Nasional

Campak dan kelaparan di Asmat: kemanakah APBD triliunan selama ini?

Seorang anak kekurangan gizi menjalani perawatan di RSUD Agats, satu-satunya rumah sakit di Kabupaten Asmat.

GILANGNEWS.COM - Ribuan anak dilaporkan kekurangan gizi dan terpapar campak di Kabupaten Asmat, Papua, dalam empat bulan terakhir, sementara setidaknya lebih dari 60 anak lainnya telah meninggal dalam kejadian luar biasa (KLB) itu.

Anak-anak di Asmat kekurangan gizi, meski anggaran pendapatan dan belanja daerah (APBD) kabupaten itu mencapai lebih dari Rp1 triliun pada 2017 dan mendapat jatah sekitar Rp106 miliar dari dana otonomi khusus Papua.

Walau mengelola anggaran triliunan rupiah, Gubernur Papua Lukas Enembe menyebut masyarakat di sejumlah kabupaten dan kota tidak mendapatkan fasilitas dasar memadai, salah satunya di sektor kesehatan.

"Sudah terjadi bertahun-tahun dan di mana-mana di Papua. Jangankan Asmat, tempat asal saya (Tolikara), daerahnya masih terbelakang. Ini bukan hal baru," kata Enembe di Istana Bogor, Jawa Barat, Selasa (23/1/2018) lalu.

Dosen Ilmu Politik Universitas Cendrawasih, Marinus Maung, menilai penggunaan APBD di Papua tidak efektif dan tidak tepat sasaran karena persaingan politik pada pemilihan kepala daerah tidak berkesudahan.

Dalam penelitiannya di beberapa kabupaten, kata Marinus, kepala daerah terpilih membatasi atau menghapus anggaran pelayanan publik, termasuk kesehatan, untuk daerah atau kelompok masyarakat yang menjadi basis lawan politik.

"Politik anggaran semacam itu mendominasi kabupaten yang menjadi lokasi KLB," tutur Marinus saat dihubungi melalui sambungan telepon, Rabu (24/1/2018).

Krisis kesehatan yang melanda Asmat sebelumnya juga terjadi pada beberapa kabupaten lain di Papua, antara lain Yahukimo, Nduga, dan Pegunungan Bintang, yang juga memiliki APBD triliunan rupiah.

Awal pekan ini, Menteri Dalam Negeri Tjahjo Kumolo menyebut Pemkab Asmat menganggarkan 10% APBD 2017 untuk kesehatan, sesuai anjuran pemerintah pusat.

Tjahjo mengatakan kementeriannya tengah menginvestigasi hubungan sebab-akibat dalam alokasi anggaran dan krisis gizi di Asmat.

Namun Marinus menduga penggunaan APBD tidak tepat sasaran karena kompetensi pejabat yang rendah.
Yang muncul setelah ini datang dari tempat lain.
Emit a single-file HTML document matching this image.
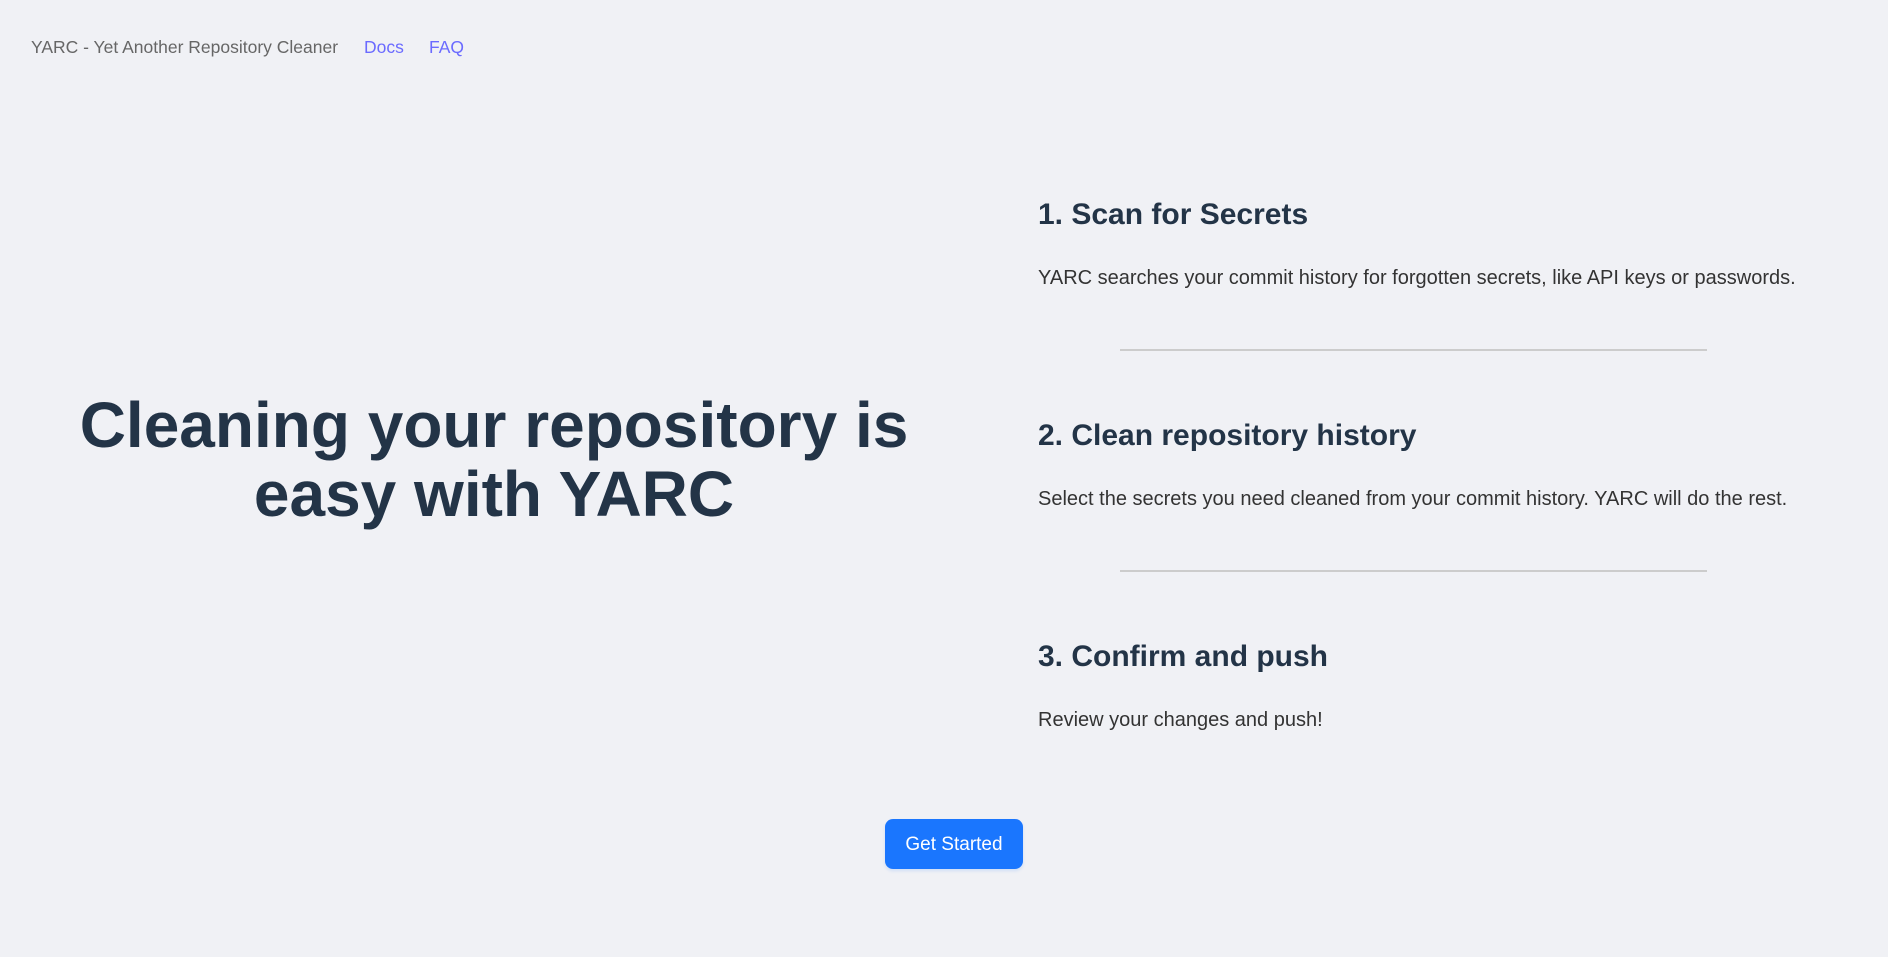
<!DOCTYPE html>
<html><head><meta charset="utf-8"><style>
html,body{margin:0;padding:0;background:#f0f1f5;width:1888px;height:957px;overflow:hidden;font-family:"Liberation Sans",Arial,sans-serif}
.a{position:absolute;white-space:nowrap}
.nav{top:37px;font-size:17.5px;color:#666}
.nav.l{color:#6b6bff}
h1{position:absolute;margin:0;left:30px;width:928px;top:391px;text-align:center;font-size:64px;line-height:69px;font-weight:bold;color:#233447}
h2{position:absolute;margin:0;left:1038px;font-size:30px;font-weight:bold;color:#233447;line-height:36px}
p{position:absolute;margin:0;left:1038px;font-size:20px;color:#333;line-height:24px}
.hr{position:absolute;left:1120px;width:587px;height:2px;background:#ccc}
.btn{position:absolute;left:885px;top:819px;width:138px;height:50px;border-radius:8px;background:#1a76fe;color:#fff;font-size:19px;line-height:52px;text-align:center;box-shadow:0 2px 3px rgba(26,118,254,.15)}
</style></head><body>
<div class="a nav" style="left:31px">YARC - Yet Another Repository Cleaner</div>
<div class="a nav l" style="left:364px">Docs</div>
<div class="a nav l" style="left:429px">FAQ</div>
<h1>Cleaning your repository is<br>easy with YARC</h1>
<h2 style="top:197px">1. Scan for Secrets</h2>
<p style="top:266px">YARC searches your commit history for forgotten secrets, like API keys or passwords.</p>
<div class="hr" style="top:349px"></div>
<h2 style="top:418px">2. Clean repository history</h2>
<p style="top:487px">Select the secrets you need cleaned from your commit history. YARC will do the rest.</p>
<div class="hr" style="top:570px"></div>
<h2 style="top:639px">3. Confirm and push</h2>
<p style="top:708px">Review your changes and push!</p>
<div class="btn">Get Started</div>
</body></html>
Menurutnya, kepala daerah di Papua cenderung mempolitisasi birokrasi.

Para birokrat semacam itu disebut Marinus tidak dapat memaksimalkan anggaran yang tersedia.

"Struktur pemerintahan dibangun atas dasar suka-tidak suka. Kepala dinas yang dulu berpihak ke kandidat lain digantikan 'orang-orang' kepala daerah baru, yang belum tentu punya kompetensi," ucapnya.
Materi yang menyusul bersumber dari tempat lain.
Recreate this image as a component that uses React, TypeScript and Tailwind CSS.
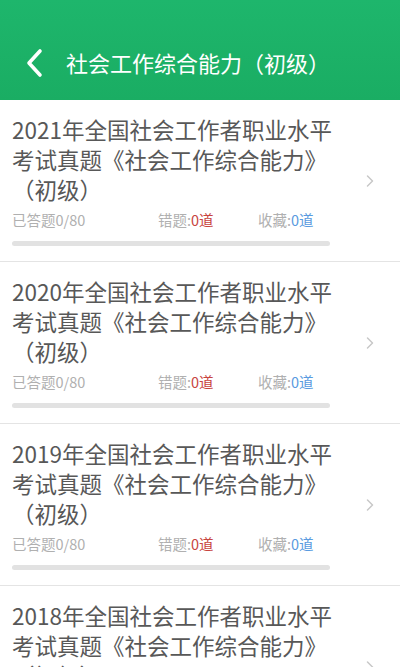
import { ChevronRight } from "lucide-react";

const years = ["2021", "2020", "2019", "2018"];

function PaperItem({ year }: { year: string }) {
  return (
    <div className="flex items-center border-b border-[#e4e4e4] bg-white h-[162px] shrink-0">
      <div className="flex-1 pl-[12px] pt-[15px] pb-[16px]">
        <div className="w-[326px] text-[22.5px] leading-[30px] text-[#585858]">
          {year}年全国社会工作者职业水平考试真题《社会工作综合能力》（初级）
        </div>
        <div className="grid grid-cols-[146px_100px_auto] h-[28px] mt-[2px] items-center text-[14.5px] text-[#b0b0b0]">
          <span>已答题0/80</span>
          <span>
            错题:<span className="text-[#c8453f]">0道</span>
          </span>
          <span>
            收藏:<span className="text-[#5a9be0]">0道</span>
          </span>
        </div>
        <div className="mt-[7px] h-[5px] w-[318px] rounded-full bg-[#e2e2e2]" />
      </div>
      <ChevronRight className="mr-[20px] text-[#c8c8c8]" size={20} strokeWidth={1.8} />
    </div>
  );
}

export default function App() {
  return (
    <div
      className="w-[400px] h-[667px] overflow-hidden bg-white flex flex-col"
      style={{ fontFamily: '"Noto Sans CJK SC", "Noto Sans", sans-serif' }}
    >
      <div className="h-[100px] shrink-0 bg-gradient-to-b from-[#1eb66c] to-[#1aad63] flex items-end">
        <div className="h-[70px] w-full flex items-center pb-[5px]">
          <svg width="20" height="30" viewBox="0 0 20 30" className="ml-[24px]">
            <polyline
              points="16,3 5,15 16,27"
              fill="none"
              stroke="white"
              strokeWidth="3.6"
              strokeLinecap="round"
              strokeLinejoin="round"
            />
          </svg>
          <span className="ml-[22px] text-[22px] text-white">社会工作综合能力（初级）</span>
        </div>
      </div>
      {years.map((y) => (
        <PaperItem key={y} year={y} />
      ))}
    </div>
  );
}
Kalau ke puskesmas, apakah ada minyak atau perahu?

Kabupaten Asmat yang terdiri dari sembilan distrik (setingkat kecamatan) dan lebih dari 100 kampung. Luas kabupaten itu mencapai 29.000 kilometer persegi atau 48 kali luas DKI Jakarta.
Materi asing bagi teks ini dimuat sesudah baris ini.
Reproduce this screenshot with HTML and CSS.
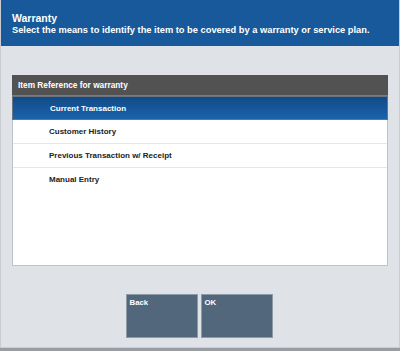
FILE: index.html
```html
<!DOCTYPE html>
<html>
<head>
<meta charset="utf-8">
<link rel="stylesheet" href="styles.css">
</head>
<body>
<div class="screen">
  <header class="top">
    <div class="title">Warranty</div>
    <div class="subtitle">Select the means to identify the item to be covered by a warranty or service plan.</div>
  </header>
  <main class="body">
    <section class="panel">
      <div class="panel-head">Item Reference for warranty</div>
      <ul class="list">
        <li class="row selected">Current Transaction</li>
        <li class="row">Customer History</li>
        <li class="row">Previous Transaction w/ Receipt</li>
        <li class="row">Manual Entry</li>
      </ul>
    </section>
    <div class="buttons">
      <button class="btn">Back</button>
      <button class="btn">OK</button>
    </div>
  </main>
</div>
</body>
</html>
```
FILE: styles.css
```css
* { box-sizing: border-box; }
html, body { margin: 0; padding: 0; }
body {
  width: 400px;
  height: 351px;
  background: #9a9ea3;
  font-family: "Liberation Sans", Arial, sans-serif;
  overflow: hidden;
}
.screen {
  width: 400px;
  height: 348px;
  background: #dfe2e7;
  border-left: 1px solid #c9ccd1;
  border-right: 1px solid #c9ccd1;
  display: flex;
  flex-direction: column;
}
.top {
  background: #17599b;
  height: 46px;
  padding: 13px 0 0 11px;
  color: #fff;
  font-weight: bold;
}
.title { font-size: 10.5px; line-height: 11px; }
.subtitle { font-size: 9.3px; line-height: 10px; margin-top: 1px; letter-spacing: 0; }
.body {
  flex: 1;
  padding: 29px 11px 0 11px;
  display: flex;
  flex-direction: column;
  border-bottom: 1px solid #c9ccd1;
}
.panel {
  height: 191px;
  background: #fff;
  border: 1px solid #c0c4ca;
  border-top: none;
  display: flex;
  flex-direction: column;
}
.panel-head {
  background: #525252;
  color: #fff;
  font-size: 8.3px;
  font-weight: bold;
  height: 21px;
  line-height: 20px;
  padding-left: 6px;
  border-bottom: 1px solid #7a7a7a;
  margin: 0 -1px;
}
.list { list-style: none; margin: 0; padding: 0; }
.row {
  height: 24px;
  line-height: 23px;
  padding-left: 36px;
  font-size: 8px;
  font-weight: bold;
  color: #222;
  border-bottom: 1px solid #e6e7e9;
}
.row:last-child { border-bottom: none; }
.row.selected {
  background: linear-gradient(#114a86, #1b63ad);
  color: #fff;
  border: 1px solid #6a7480;
  margin: 0 -1px;
  padding-left: 37px;
}
.buttons {
  display: flex;
  justify-content: center;
  gap: 3px;
  margin-top: 28px;
  padding-right: 2px;
}
.btn {
  width: 72px;
  height: 44px;
  background: #52667c;
  border: 1px solid #8d9aa8;
  color: #fff;
  font-family: "Liberation Sans", Arial, sans-serif;
  font-weight: bold;
  font-size: 7.8px;
  text-align: left;
  padding: 3px 3px;
  display: flex;
  align-items: flex-start;
  margin: 0;
}
```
Pemuka agama di Asmat, Uskup Aloysius Murwito, menyebut akses transportasi menuju dan di dalam Asmat sangat buruk. Kampung terjauh dari Agats, ibu kota Asmat, berjarak tujuh jam perjalanan laut menggunakan perahu mesin.

"Kampung-kampung itu tidak memiliki fasilitas listrik atau air yang memadai, alat komunikasi pun tidak ada.

"Di tempat seperti itu fasilitas dasar sungguh rendah, terutama kesehatan dan pendidikan," ujar Aloysius kepada awak media saat dihubungi dari Jakarta.